## Directions:
In the listing that follows, retype every line from the first through the one containing "header ---------- */". Pictures are to be left out.

-- BEGIN Data segment --

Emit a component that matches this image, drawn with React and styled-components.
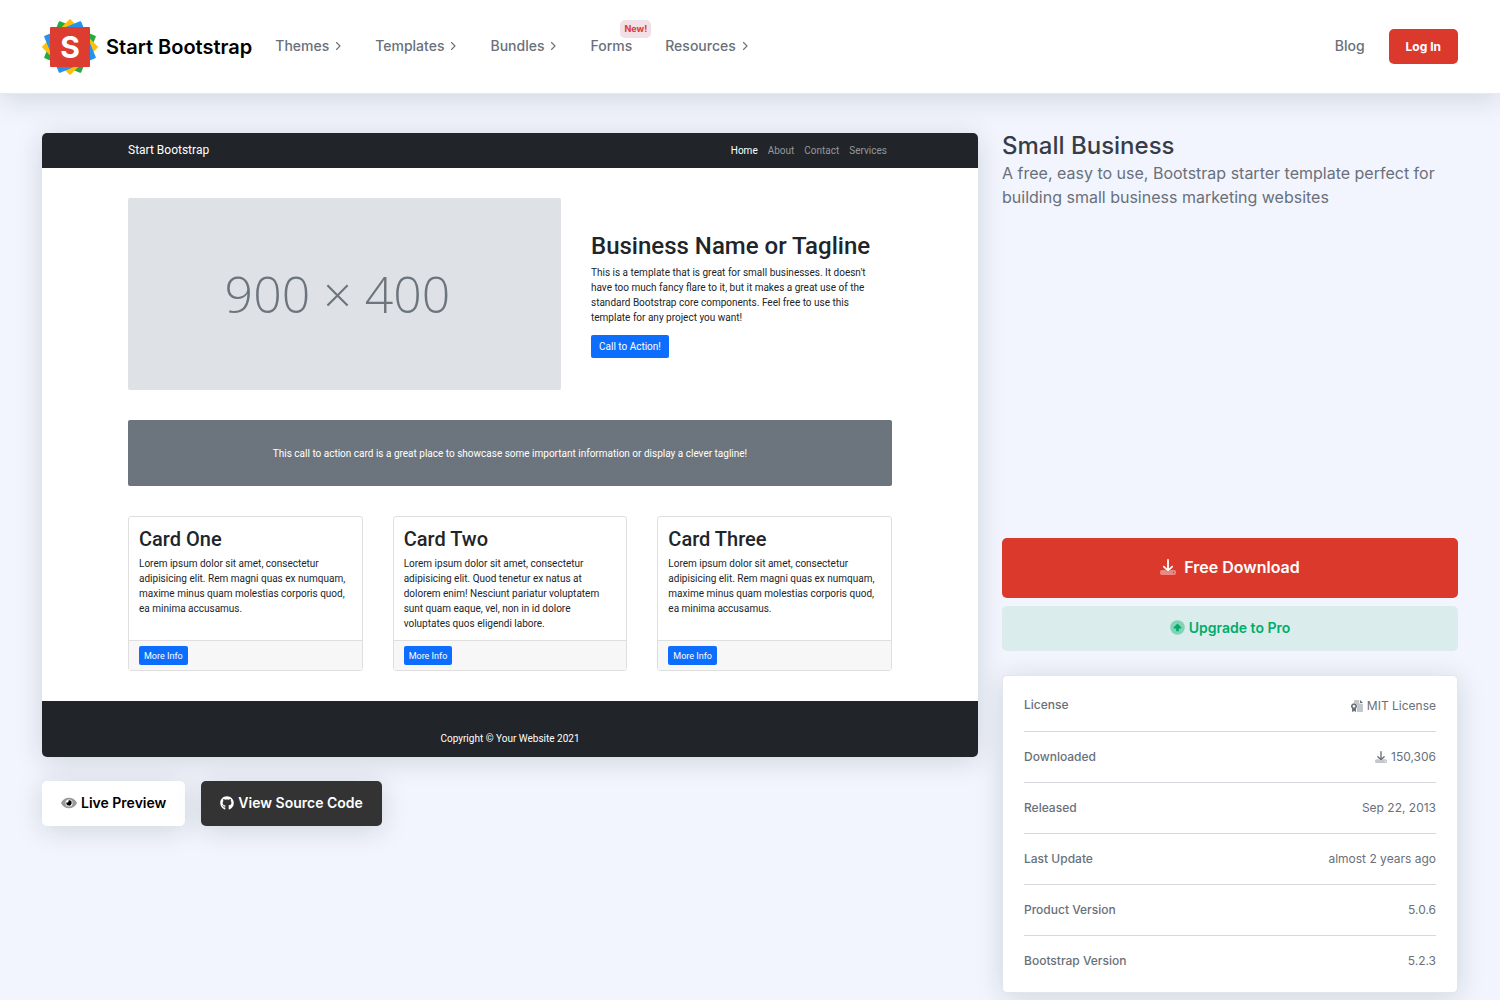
import React from "react";
import styled, { createGlobalStyle, css } from "styled-components";
import { FaGithub } from "react-icons/fa";

const GlobalStyle = createGlobalStyle`
  *, *::before, *::after { box-sizing: border-box; }
  body {
    margin: 0;
    background: #f2f5fe;
    color: #69707a;
    font-family: Inter, "Liberation Sans", sans-serif;
    font-size: 16px;
    line-height: 24px;
  }
  h1, h2, h3, p { margin: 0; }
  a { color: inherit; text-decoration: none; }
  button { border: 0; font-family: inherit; cursor: pointer; }
`;

const shadow = "0 4px 28px rgba(10, 25, 10, 0.15)";

/* ---------- Site header ---------- */

const Header = styled.header`
  position: relative;
  display: flex;
  align-items: center;
  height: 94px;
  padding: 0 42px;
  background: #fff;
  border-bottom: 1px solid #e6eaef;
  box-shadow: ${shadow};
`;

const Brand = styled.a`
  display: flex;
  align-items: center;
  gap: 8px;
  margin-right: 23px;
  color: #000;
  font-size: 20px;
  font-weight: 600;
  white-space: nowrap;
`;

const Nav = styled.nav`
  display: flex;
  flex: 1;
  align-items: center;
  gap: 33px;
`;

const NavLink = styled.a`
  position: relative;
  display: flex;
  align-items: center;
  gap: 6px;
  padding-bottom: 2px;
  font-size: 14px;
  font-weight: 500;
`;

const NewBadge = styled.span`
  position: absolute;
  left: 30px;
  bottom: 22px;
  padding: 0 4px;
  border-radius: 5px;
  background: #f1e0e6;
  color: #dd3a2d;
  font-size: 9px;
  font-weight: 700;
  line-height: 18px;
`;

const Account = styled.div`
  display: flex;
  align-items: center;
  gap: 24px;
`;

const LoginButton = styled.button`
  height: 35px;
  padding: 0 17px;
  border-radius: 5px;
  background: #dc392d;
  color: #fff;
  font-size: 12px;
  font-weight: 700;
`;

/* ---------- Page layout ---------- */

const Page = styled.main`
  display: flex;
  align-items: flex-start;
  padding: 39px 30px 8px;
`;

const PreviewColumn = styled.section`
  flex: 0 0 auto;
  width: calc(100% * 2 / 3);
  padding: 0 12px;
`;

const InfoColumn = styled.section`
  flex: 1;
  min-width: 0;
  padding: 0 12px;
`;

const Title = styled.h1`
  margin-bottom: 2px;
  color: #363d47;
  font-size: 24px;
  font-weight: 500;
  line-height: 26px;
`;

const Intro = styled.header`
  min-height: 405px;
`;

const actionSizes = {
  large: css`height: 60px; font-size: 16px; gap: 8px;`,
  normal: css`height: 45px; font-size: 14px; gap: 4px;`,
};

const actionTones = {
  red: css`background: #dc392d; color: #fff;`,
  green: css`background: #daedec; color: #00ac69;`,
  white: css`background: #fff; color: #000; box-shadow: ${shadow};`,
  dark: css`background: #333; color: #fff; box-shadow: ${shadow};`,
};

const Action = styled.button`
  display: flex;
  align-items: center;
  justify-content: center;
  padding: 0 19px 2px;
  border-radius: 5px;
  font-weight: 600;
  ${(p) => actionSizes[p.$size || "normal"]}
  ${(p) => actionTones[p.$tone]}
`;

const ActionRow = styled.div`
  display: flex;
  gap: 16px;
  margin-top: 24px;
`;

const ActionStack = styled.div`
  display: flex;
  flex-direction: column;
  gap: 8px;
`;

const DetailsCard = styled.div`
  margin-top: 24px;
  padding: 4px 21px 6px;
  border: 1px solid #e3e6ec;
  border-radius: 5px;
  background: #fff;
  box-shadow: ${shadow};
`;

const DetailsTable = styled.table`
  width: 100%;
  border-collapse: collapse;
  font-size: 12px;

  th, td { height: 51px; padding: 0; }
  th { text-align: left; font-weight: 500; }
  td { text-align: right; }
  tr + tr { border-top: 1px solid #d5d9de; }
`;

const DetailValue = styled.span`
  display: inline-flex;
  align-items: center;
  gap: 4px;
  vertical-align: middle;
`;

/* ---------- Template preview ---------- */

const Preview = styled.article`
  overflow: hidden;
  border-radius: 5px;
  background: #fff;
  box-shadow: ${shadow};
  color: #212529;
  font-family: Roboto, "Liberation Sans", sans-serif;
  font-size: 10px;
  line-height: 15px;
`;

const PreviewNav = styled.div`
  display: flex;
  align-items: center;
  justify-content: space-between;
  height: 35px;
  padding: 0 86px;
  background: #212529;
  color: #fff;
  font-size: 12px;
`;

const PreviewLinks = styled.nav`
  display: flex;
  gap: 10px;
  padding-right: 5px;
  font-size: 10px;
`;

const PreviewLink = styled.a`
  color: ${(p) => (p.$active ? "#fff" : "#95989b")};
`;

const PreviewBody = styled.div`
  display: flex;
  flex-direction: column;
  gap: 30px;
  padding: 30px 86px;
`;

const Hero = styled.div`
  display: grid;
  grid-template-columns: 433fr 301fr;
  gap: 30px;
  align-items: center;
`;

const Placeholder = styled.div`
  display: flex;
  align-items: center;
  justify-content: center;
  height: 192px;
  padding-right: 14px;
  border-radius: 2px;
  background: #dee2e6;
  color: #6c757d;
  font-family: "Open Sans", "Noto Sans", sans-serif;
  font-size: 50px;
  font-weight: 300;
`;

const HeroText = styled.div`
  display: flex;
  flex-direction: column;
  align-items: flex-start;
`;

const HeroTitle = styled.h2`
  margin-bottom: 3px;
  font-size: 24px;
  font-weight: 500;
  line-height: 32px;
  white-space: nowrap;
`;

const HeroCopy = styled.p`
  max-width: 284px;
  margin-bottom: 10px;
`;

const BlueButton = styled.button`
  display: block;
  height: ${(p) => (p.$small ? "19px" : "23px")};
  padding: 0 ${(p) => (p.$small ? "5px" : "8px")};
  border-radius: 2px;
  background: #0d6efd;
  color: #fff;
  font-size: ${(p) => (p.$small ? "9px" : "10px")};
`;

const Banner = styled.p`
  padding: 26px 0 25px;
  border-radius: 2px;
  background: #6c757d;
  color: #fff;
  text-align: center;
`;

const Cards = styled.div`
  display: grid;
  grid-template-columns: repeat(3, 1fr);
  gap: 30px;
`;

const Card = styled.section`
  display: flex;
  flex-direction: column;
  border: 1px solid #dfdfdf;
  border-radius: 3px;
`;

const CardBody = styled.div`
  flex: 1;
  padding: 10px 10px 9px;
`;

const CardTitle = styled.h3`
  margin-bottom: 5px;
  font-size: 20px;
  font-weight: 500;
  line-height: 24px;
`;

const CardFooter = styled.div`
  padding: 5px 10px;
  border-top: 1px solid #dfdfdf;
  background: #f7f7f7;
`;

const PreviewFooter = styled.footer`
  padding: 30px 0 11px;
  background: #212529;
  color: #fff;
  text-align: center;
`;

/* ---------- Drawings ---------- */

const Logo = () => (
  <svg width="56" height="56" viewBox="-28 -28 56 56" aria-hidden="true">
    <rect x="-20" y="-20" width="40" height="40" rx="1" fill="#28a745" transform="rotate(22.5)" />
    <rect x="-20" y="-20" width="40" height="40" rx="1" fill="#ffc107" transform="rotate(45)" />
    <rect x="-20" y="-20" width="40" height="40" rx="1" fill="#2492f0" transform="rotate(-22.5)" />
    <rect x="-20" y="-20" width="40" height="40" rx="1" fill="#dd3d31" />
    <text x="0" y="11" textAnchor="middle" fill="#fff" fontFamily="Inter, sans-serif" fontWeight="700" fontSize="30">S</text>
  </svg>
);

const Chevron = () => (
  <svg width="7" height="10" viewBox="0 0 7 10" fill="none" stroke="currentColor" strokeWidth="1.1" aria-hidden="true">
    <path d="M1.5 1.5 5 5 1.5 8.5" strokeLinecap="round" strokeLinejoin="round" />
  </svg>
);

const EyeIcon = () => (
  <svg width="16" height="14" viewBox="0 0 576 512" fill="currentColor" aria-hidden="true">
    <path opacity=".4" fillRule="evenodd" d="M572.5 241.4C518.3 135.600 410.900 64 288 64S57.700 135.600 3.500 241.400a32.400 32.400 0 0 0 0 29.200C57.700 376.400 165.100 448 288 448s230.300-71.600 284.500-177.400a32.400 32.400 0 0 0 0-29.200ZM288 384a128 128 0 1 1 0-256 128 128 0 0 1 0 256Z" />
    <path d="M288 160a96 96 0 0 0-25 4 48 48 0 0 1-67 67 96 96 0 1 0 92-71Z" />
  </svg>
);

const DownloadIcon = ({ size }) => (
  <svg width={size} height={size} viewBox="0 0 16 16" fill="none" aria-hidden="true">
    <path opacity=".4" fill="currentColor" fillRule="evenodd" d="M2 11h3.300l1.300 1.300a2 2 0 0 0 2.800 0L10.700 11H14a2 2 0 0 1 2 2v1a2 2 0 0 1-2 2H2a2 2 0 0 1-2-2v-1a2 2 0 0 1 2-2Zm11.500 1.800a.7.7 0 1 0 0 1.400.7.7 0 0 0 0-1.400Z" />
    <path d="M8 1v10.500M3.800 7.600 8 11.700l4.200-4.100" stroke="currentColor" strokeWidth="1.800" strokeLinecap="round" strokeLinejoin="round" />
  </svg>
);

const UpgradeIcon = () => (
  <svg width="15" height="15" viewBox="0 0 16 16" fill="currentColor" aria-hidden="true">
    <circle opacity=".4" cx="8" cy="8" r="7.800" />
    <path d="M8 3.700 12 7.800a.7.7 0 0 1-.5 1.200H9.400v2.400a.7.7 0 0 1-.7.7H7.300a.7.7 0 0 1-.7-.7V9H4.500A.7.7 0 0 1 4 7.800Z" />
  </svg>
);

const LicenseIcon = () => (
  <svg width="12" height="12" viewBox="0 0 16 16" fill="currentColor" aria-hidden="true">
    <path opacity=".4" d="M5 0h6v4a1 1 0 0 0 1 1h4v10a1 1 0 0 1-1 1H8v-5.200A4.600 4.600 0 0 0 4 4V1a1 1 0 0 1 1-1Z" />
    <path d="M12 0v4h4Z" />
    <path fillRule="evenodd" d="M4 4.200a4 4 0 0 1 2.600 7V16L4 14.700 1.400 16v-4.800A4 4 0 0 1 4 4.200Zm0 2.300a1.800 1.800 0 1 0 0 3.600 1.800 1.800 0 0 0 0-3.600Z" />
  </svg>
);

/* ---------- Content ---------- */

const navItems = [
  { label: "Themes", menu: true },
  { label: "Templates", menu: true },
  { label: "Bundles", menu: true },
  { label: "Forms", badge: "New!" },
  { label: "Resources", menu: true },
];

const shortCopy =
  "Lorem ipsum dolor sit amet, consectetur adipisicing elit. Rem magni quas ex numquam, maxime minus quam molestias corporis quod, ea minima accusamus.";

const cards = [
  { title: "Card One", copy: shortCopy },
  {
    title: "Card Two",
    copy: "Lorem ipsum dolor sit amet, consectetur adipisicing elit. Quod tenetur ex natus at dolorem enim! Nesciunt pariatur voluptatem sunt quam eaque, vel, non in id dolore voluptates quos eligendi labore.",
  },
  { title: "Card Three", copy: shortCopy },
];

const details = [
  { label: "License", value: "MIT License", icon: <LicenseIcon /> },
  { label: "Downloaded", value: "150,306", icon: <DownloadIcon size={12} /> },
  { label: "Released", value: "Sep 22, 2013" },
  { label: "Last Update", value: "almost 2 years ago" },
  { label: "Product Version", value: "5.0.6" },
  { label: "Bootstrap Version", value: "5.2.3" },
];

const TemplatePreview = () => (
  <Preview>
    <PreviewNav>
      <a href="#preview">Start Bootstrap</a>
      <PreviewLinks>
        <PreviewLink href="#home" $active>Home</PreviewLink>
        <PreviewLink href="#about">About</PreviewLink>
        <PreviewLink href="#contact">Contact</PreviewLink>
        <PreviewLink href="#services">Services</PreviewLink>
      </PreviewLinks>
    </PreviewNav>
    <PreviewBody>
      <Hero>
        <Placeholder>900 × 400</Placeholder>
        <HeroText>
          <HeroTitle>Business Name or Tagline</HeroTitle>
          <HeroCopy>
            This is a template that is great for small businesses. It doesn't have too much fancy
            flare to it, but it makes a great use of the standard Bootstrap core components. Feel
            free to use this template for any project you want!
          </HeroCopy>
          <BlueButton>Call to Action!</BlueButton>
        </HeroText>
      </Hero>
      <Banner>
        This call to action card is a great place to showcase some important information or display
        a clever tagline!
      </Banner>
      <Cards>
        {cards.map((card) => (
          <Card key={card.title}>
            <CardBody>
              <CardTitle>{card.title}</CardTitle>
              <p>{card.copy}</p>
            </CardBody>
            <CardFooter>
              <BlueButton $small>More Info</BlueButton>
            </CardFooter>
          </Card>
        ))}
      </Cards>
    </PreviewBody>
    <PreviewFooter>Copyright © Your Website 2021</PreviewFooter>
  </Preview>
);

export default function App() {
  return (
    <>
      <GlobalStyle />
      <Header>
        <Brand href="#top">
          <Logo />
          Start Bootstrap
        </Brand>
        <Nav>
          {navItems.map((item) => (
            <NavLink key={item.label} href={`#${item.label.toLowerCase()}`}>
              {item.label}
              {item.menu && <Chevron />}
              {item.badge && <NewBadge>{item.badge}</NewBadge>}
            </NavLink>
          ))}
        </Nav>
        <Account>
          <NavLink href="#blog">Blog</NavLink>
          <LoginButton>Log In</LoginButton>
        </Account>
      </Header>
      <Page>
        <PreviewColumn>
          <TemplatePreview />
          <ActionRow>
            <Action $tone="white"><EyeIcon />Live Preview</Action>
            <Action $tone="dark"><FaGithub size={14} />View Source Code</Action>
          </ActionRow>
        </PreviewColumn>
        <InfoColumn>
          <Intro>
            <Title>Small Business</Title>
            <p>A free, easy to use, Bootstrap starter template perfect for building small business marketing websites</p>
          </Intro>
          <ActionStack>
            <Action $tone="red" $size="large"><DownloadIcon size={16} />Free Download</Action>
            <Action $tone="green"><UpgradeIcon />Upgrade to Pro</Action>
          </ActionStack>
          <DetailsCard>
            <DetailsTable>
              <tbody>
                {details.map((row) => (
                  <tr key={row.label}>
                    <th scope="row">{row.label}</th>
                    <td><DetailValue>{row.icon}{row.value}</DetailValue></td>
                  </tr>
                ))}
              </tbody>
            </DetailsTable>
          </DetailsCard>
        </InfoColumn>
      </Page>
    </>
  );
}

-- END Data segment --

## Right answer:
Emit a component that matches this image, drawn with React and styled-components.
import React from "react";
import styled, { createGlobalStyle, css } from "styled-components";
import { FaGithub } from "react-icons/fa";

const GlobalStyle = createGlobalStyle`
  *, *::before, *::after { box-sizing: border-box; }
  body {
    margin: 0;
    background: #f2f5fe;
    color: #69707a;
    font-family: Inter, "Liberation Sans", sans-serif;
    font-size: 16px;
    line-height: 24px;
  }
  h1, h2, h3, p { margin: 0; }
  a { color: inherit; text-decoration: none; }
  button { border: 0; font-family: inherit; cursor: pointer; }
`;

const shadow = "0 4px 28px rgba(10, 25, 10, 0.15)";

/* ---------- Site header ---------- */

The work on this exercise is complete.